Teeka Tiwari answers the questions like: Is this sell-off different? Will bitcoin and crypto rebound to new highs?
Over the last few weeks, I’ve received some worried emails about crypto volatility.
I understand the concern…
Since its $68,789 all-time high in November, bitcoin is down 55%. And the overall crypto market is down 56% in that time.
So readers are asking: Is this sell-off different? Will bitcoin and crypto rebound to new highs?
The short answer is yes. They will… because bitcoin’s story hasn’t changed.
Sure, there’s market uncertainty. And when there’s uncertainty, asset valuations decrease.

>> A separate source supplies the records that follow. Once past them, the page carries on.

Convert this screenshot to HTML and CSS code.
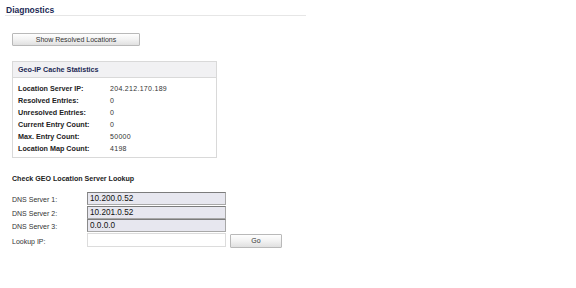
FILE: index.html
```html
<!DOCTYPE html>
<html>
<head>
<meta charset="utf-8">
<link rel="stylesheet" href="styles.css">
</head>
<body>
<div class="page">
  <h1 class="title">Diagnostics</h1>
  <div class="actions">
    <button class="btn btn-wide" type="button">Show Resolved Locations</button>
  </div>
  <div class="stats">
    <div class="stats-head">Geo-IP Cache Statistics</div>
    <div class="stats-body">
      <div class="stat-label">Location Server IP:</div><div class="stat-value">204.212.170.189</div>
      <div class="stat-label">Resolved Entries:</div><div class="stat-value">0</div>
      <div class="stat-label">Unresolved Entries:</div><div class="stat-value">0</div>
      <div class="stat-label">Current Entry Count:</div><div class="stat-value">0</div>
      <div class="stat-label">Max. Entry Count:</div><div class="stat-value">50000</div>
      <div class="stat-label">Location Map Count:</div><div class="stat-value">4198</div>
    </div>
  </div>
  <h2 class="sub">Check GEO Location Server Lookup</h2>
  <div class="lookup">
    <label class="f-label">DNS Server 1:</label><input class="field field-ro" value="10.200.0.52" readonly><span></span>
    <label class="f-label">DNS Server 2:</label><input class="field field-ro" value="10.201.0.52" readonly><span></span>
    <label class="f-label">DNS Server 3:</label><input class="field field-ro" value="0.0.0.0" readonly><span></span>
    <label class="f-label">Lookup IP:</label><input class="field field-edit" value=""><button class="btn btn-go" type="button">Go</button>
  </div>
</div>
</body>
</html>
```

FILE: styles.css
```css
html, body {
  margin: 0;
  padding: 0;
  background: #ffffff;
}
body {
  font-family: "Liberation Sans", Arial, sans-serif;
  color: #222;
}
.page {
  width: 576px;
  height: 288px;
  overflow: hidden;
}
.title {
  margin: 0 0 0 5px;
  width: 300px;
  padding: 5px 0 0 1px;
  height: 10px;
  line-height: 10px;
  font-size: 8.5px;
  font-weight: bold;
  color: #1c2a55;
  border-bottom: 1px solid #e6e6e6;
}
.actions {
  margin: 17px 0 0 12px;
  height: 13px;
}
.btn {
  font-family: "Liberation Sans", Arial, sans-serif;
  font-size: 7px;
  color: #333;
  background: linear-gradient(#fefefe, #f2f2f2 50%, #e0e0e0);
  border: 1px solid #b9b9b9;
  border-radius: 1px;
  padding: 0;
  margin: 0;
  display: block;
}
.btn-wide {
  width: 128px;
  height: 13px;
  line-height: 11px;
}
.stats {
  margin: 15px 0 0 12px;
  width: 203px;
  border: 1px solid #d9d9d9;
}
.stats-head {
  height: 15px;
  line-height: 15px;
  padding-left: 5px;
  background: #f1f1f3;
  border-bottom: 1px solid #d9d9d9;
  font-size: 7.2px;
  font-weight: bold;
  color: #1c2a55;
}
.stats-body {
  display: grid;
  grid-template-columns: 92px 1fr;
  grid-auto-rows: 12px;
  padding: 4px 0 3px 5px;
  align-items: center;
}
.stat-label {
  font-size: 7.2px;
  font-weight: bold;
  color: #222;
}
.stat-value {
  font-size: 7px;
  color: #333;
  letter-spacing: 0.3px;
}
.sub {
  margin: 16px 0 0 12px;
  line-height: 11px;
  height: 11px;
  font-size: 7.1px;
  font-weight: bold;
  color: #222;
}
.lookup {
  margin: 7px 0 0 12px;
  display: grid;
  grid-template-columns: 75px 139px 56px;
  grid-template-rows: 13px 13px 13px 14px;
  row-gap: 0.7px;
  align-items: center;
}
.f-label {
  font-size: 7px;
  color: #333;
  padding-top: 2px;
}
.field {
  box-sizing: border-box;
  height: 100%;
  width: 139px;
  margin: 0;
  padding: 0 0 0 2px;
  font-family: "Liberation Sans", Arial, sans-serif;
  font-size: 8.2px;
  color: #111;
  outline: none;
}
.field-ro {
  background: #e7e7ef;
  border: 1px solid #a8a8a8;
  border-top-color: #7c7c7c;
  border-left-color: #8a8a8a;
}
.field-edit {
  background: #fff;
  border: 1px solid #dcdcdc;
}
.btn-go {
  margin-left: 4px;
  width: 52px;
  height: 14px;
  line-height: 12px;
  align-self: start;
  margin-top: 1px;
}
```
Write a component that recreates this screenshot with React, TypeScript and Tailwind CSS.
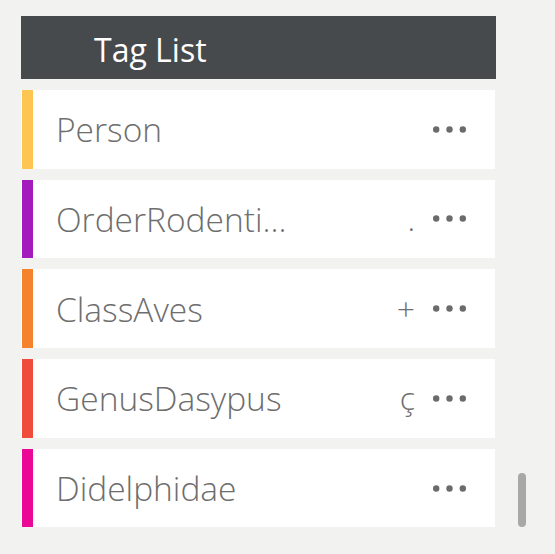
import React from "react";

const rows = [
  { name: "Person", color: "#fdc652", extra: "" },
  { name: "OrderRodenti…", color: "#a41bbd", extra: "." },
  { name: "ClassAves", color: "#f5832e", extra: "+" },
  { name: "GenusDasypus", color: "#f04c3d", extra: "ç" },
  { name: "Didelphidae", color: "#ec0897", extra: "" },
];

function Dots() {
  return (
    <svg width="33" height="7" viewBox="0 0 33 7" className="shrink-0">
      <circle cx="3.2" cy="3.5" r="3.2" fill="#6b6b6b" />
      <circle cx="16.5" cy="3.5" r="3.2" fill="#6b6b6b" />
      <circle cx="29.8" cy="3.5" r="3.2" fill="#6b6b6b" />
    </svg>
  );
}

export default function App() {
  return (
    <div
      className="relative h-[554px] w-[555px] bg-[#f2f2f1] pt-[16px] pl-[21px]"
      style={{ fontFamily: '"Open Sans", "Noto Sans", sans-serif' }}
    >
      <div className="flex h-[63px] w-[475px] items-center bg-[#474a4d] pl-[73px] pt-[4px]">
        <span className="text-[32px] font-normal leading-none text-white">Tag List</span>
      </div>
      <div className="mt-[11px] flex flex-col gap-[11.2px]">
        {rows.map((r) => (
          <div key={r.name} className="flex h-[78.5px] w-[474px] items-center bg-white">
            <div className="ml-[1px] h-full w-[11px]" style={{ backgroundColor: r.color }} />
            <span className="ml-[23px] w-[240px] whitespace-nowrap text-[33.5px] font-light leading-[46px] text-[#6e6e6e]">
              {r.name}
            </span>
            <div className="flex-1" />
            <span className="w-[24px] text-right text-[32px] font-light leading-[40px] text-[#6e6e6e]">
              {r.extra}
            </span>
            <div className="ml-[18px] mr-[29px]">
              <Dots />
            </div>
          </div>
        ))}
      </div>
      <div className="absolute left-[518px] top-[473px] h-[54px] w-[8px] rounded-full bg-[#a8a8a8]" />
    </div>
  );
}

But that won’t last forever.
Once sentiment recovers, the market will remember bitcoin’s adoption story… So it’s only a matter of time before it breaks old highs.
This is such a forgone conclusion for me. And I find it odd that people still doubt bitcoin’s future potential.

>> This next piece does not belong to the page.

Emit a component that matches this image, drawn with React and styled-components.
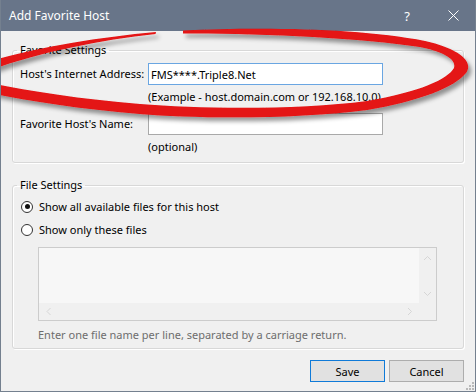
import React from 'react'
import styled, { createGlobalStyle } from 'styled-components'

const GlobalStyle = createGlobalStyle`
  html, body {
    margin: 0;
    padding: 0;
    background: #f0f0f0;
  }
  body {
    font-family: "Noto Sans", "Open Sans", sans-serif;
    font-size: 11px;
    color: #000;
  }
`

const Window = styled.div`
  position: relative;
  width: 476px;
  height: 392px;
  box-sizing: border-box;
  border: 1px solid #74808f;
  border-top: none;
  background: #f0f0f0;
  display: flex;
  flex-direction: column;
  overflow: hidden;
`

const TitleBar = styled.div`
  height: 31px;
  margin: 0 -1px;
  display: flex;
  align-items: center;
  background: #687589;
  color: #fff;
  font-size: 12px;
`

const Title = styled.div`
  flex: 1;
  padding-left: 9px;
`

const CaptionButton = styled.div`
  width: 46px;
  height: 31px;
  display: flex;
  align-items: center;
  justify-content: center;
  font-size: 13px;
`

const Content = styled.div`
  flex: 1;
  display: flex;
  flex-direction: column;
  padding: 12px 11px 0;
`

const Group = styled.fieldset`
  margin: ${p => p.$top || 0}px 0 0;
  padding: ${p => p.$padTop}px 7px ${p => p.$padBottom}px;
  border: 1px solid #d8d8d8;
  border-radius: 3px;
  box-shadow: 1px 1px 0 #fff, inset 1px 1px 0 #fff;
  min-width: 0;
`

const Legend = styled.legend`
  margin-left: -3px;
  padding: 0 3px;
  line-height: 14px;
`

const FormGrid = styled.div`
  display: grid;
  grid-template-columns: 128px 235px;
  align-items: center;
`

const Label = styled.div`
  padding-bottom: 2px;
  margin-top: ${p => p.$top || 0}px;
`

const TextBox = styled.div`
  height: 22px;
  box-sizing: border-box;
  border: 1px solid ${p => (p.$focused ? '#6aa6e2' : '#a9a9a9')};
  background: #fff;
  padding-left: 2px;
  display: flex;
  align-items: center;
  margin-top: ${p => p.$top || 0}px;
`

const Hint = styled.div`
  grid-column: 2;
  line-height: 15px;
  margin-top: 4px;
`

const RadioRow = styled.div`
  height: 17px;
  display: flex;
  align-items: center;
  gap: 6px;
  margin-top: ${p => p.$top || 0}px;
`

const Radio = styled.span`
  position: relative;
  width: 12px;
  height: 12px;
  box-sizing: border-box;
  margin-left: 1px;
  border: 1px solid #333;
  border-radius: 50%;
  background: #fff;

  &::after {
    content: '';
    display: ${p => (p.$checked ? 'block' : 'none')};
    position: absolute;
    left: 2.5px;
    top: 2.5px;
    width: 5px;
    height: 5px;
    border-radius: 50%;
    background: #111;
  }
`

const FileList = styled.div`
  margin: 9px 0 0 18px;
  width: 399px;
  height: 74px;
  box-sizing: border-box;
  border: 1px solid #cccccc;
  background: #f0f0f0;
  display: grid;
  grid-template-columns: 1fr 17px;
  grid-template-rows: 1fr 17px;
`

const ListArea = styled.div`
  background: #f7f7f7;
`

const VScroll = styled.div`
  display: flex;
  flex-direction: column;
  align-items: center;
  justify-content: space-between;
  padding: 7px 0 6px;
`

const HScroll = styled.div`
  display: flex;
  align-items: center;
  justify-content: space-between;
  padding: 0 6px 0 7px;
`

const DisabledNote = styled.div`
  margin-top: 6px;
  margin-left: 18px;
  line-height: 15px;
  color: #6d6d6d;
`

const ButtonRow = styled.div`
  display: flex;
  justify-content: flex-end;
  gap: 4px;
  margin-top: 11px;
`

const Button = styled.div`
  width: 75px;
  height: 22px;
  box-sizing: border-box;
  border: 1px solid ${p => (p.$primary ? '#0f7ad8' : '#adadad')};
  background: #e1e1e1;
  display: flex;
  align-items: center;
  justify-content: center;
`

const Grip = styled.svg`
  position: absolute;
  right: 1px;
  bottom: 1px;
`

const Annotation = styled.svg`
  position: absolute;
  left: -1px;
  top: 0;
  pointer-events: none;
`

const Chevron = ({ dir }) => {
  const paths = {
    up: 'M1 5 L4.5 1.5 L8 5',
    down: 'M1 1 L4.5 4.5 L8 1',
    left: 'M4.5 1 L1 4.5 L4.5 8',
    right: 'M1 1 L4.5 4.5 L1 8',
  }
  const vertical = dir === 'up' || dir === 'down'
  return (
    <svg width={vertical ? 9 : 6} height={vertical ? 6 : 9}>
      <path d={paths[dir]} fill="none" stroke="#d6d6d6" strokeWidth="1" />
    </svg>
  )
}

export default function App() {
  return (
    <>
      <GlobalStyle />
      <Window>
        <TitleBar>
          <Title>Add Favorite Host</Title>
          <CaptionButton>?</CaptionButton>
          <CaptionButton>
            <svg width="11" height="11">
              <path d="M0.5 0.5 L10.5 10.5 M10.5 0.5 L0.5 10.5" stroke="#fff" strokeWidth="1" />
            </svg>
          </CaptionButton>
        </TitleBar>

        <Content>
          <Group $padTop={6} $padBottom={8}>
            <Legend>Favorite Settings</Legend>
            <FormGrid>
              <Label>Host's Internet Address:</Label>
              <TextBox $focused>FMS****.Triple8.Net</TextBox>
              <Hint>(Example - host.domain.com or 192.168.10.0)</Hint>
              <Label $top={9}>Favorite Host's Name:</Label>
              <TextBox $top={9} />
              <Hint>(optional)</Hint>
            </FormGrid>
          </Group>

          <Group $top={15} $padTop={6} $padBottom={6}>
            <Legend>File Settings</Legend>
            <RadioRow>
              <Radio $checked />
              Show all available files for this host
            </RadioRow>
            <RadioRow $top={6}>
              <Radio />
              Show only these files
            </RadioRow>
            <FileList>
              <ListArea />
              <VScroll>
                <Chevron dir="up" />
                <Chevron dir="down" />
              </VScroll>
              <HScroll>
                <Chevron dir="left" />
                <Chevron dir="right" />
              </HScroll>
              <div />
            </FileList>
            <DisabledNote>Enter one file name per line, separated by a carriage return.</DisabledNote>
          </Group>

          <ButtonRow>
            <Button $primary>Save</Button>
            <Button>Cancel</Button>
          </ButtonRow>
        </Content>

        <Grip width="9" height="9">
          <g fill="#b9b9b9">
            <rect x="7" y="1" width="2" height="2" />
            <rect x="4" y="4" width="2" height="2" />
            <rect x="7" y="4" width="2" height="2" />
            <rect x="1" y="7" width="2" height="2" />
            <rect x="4" y="7" width="2" height="2" />
            <rect x="7" y="7" width="2" height="2" />
          </g>
        </Grip>

        <Annotation width="476" height="130" viewBox="0 0 476 130">
          <defs>
            <filter id="penShadow" x="-10%" y="-50%" width="120%" height="200%">
              <feDropShadow dx="3" dy="4" stdDeviation="2" floodColor="#000" floodOpacity="0.4" />
            </filter>
          </defs>
          <g fill="#e41212" filter="url(#penShadow)">
            <path d="M -10 61 C 40 47, 100 37, 156 32 L 155.5 34 C 100 40, 40 52, -10 70 Z" />
            <path d="M 183 30.5 C 260 27, 360 28, 425 41 C 460 49, 474 62, 466 73 C 455 87, 420 101, 367 110 C 300 119, 200 119, 140 114 C 80 109, 30 101, -10 93 L -10 83 C 30 91, 80 99, 140 104 C 200 109, 300 110, 367 101 C 420 92, 448 79, 454 68 C 457 58, 440 51, 420 47 C 360 38, 260 33, 183 33.5 Z" />
          </g>
        </Annotation>
      </Window>
    </>
  )
}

I’ve owned bitcoin from as low as $400 per coin to as high as $68,000 per coin… I’ve had to endure 80%-plus drops in value.
I’ve seen more 50% drops than I count. And yet all through that volatility, I’ve always known bitcoin would come back and make a brand new all-time high.
That’s why back in 2017, I bought more bitcoin at $16,000. It never crossed my mind to sell it when it crashed 83% to $3,000.
I knew bitcoin’s adoption story would eventually power it to new highs.
How do you figure the intrinsic value against something that doesn’t generate cash flows?
When it comes to new technology, you use Metcalfe’s Law.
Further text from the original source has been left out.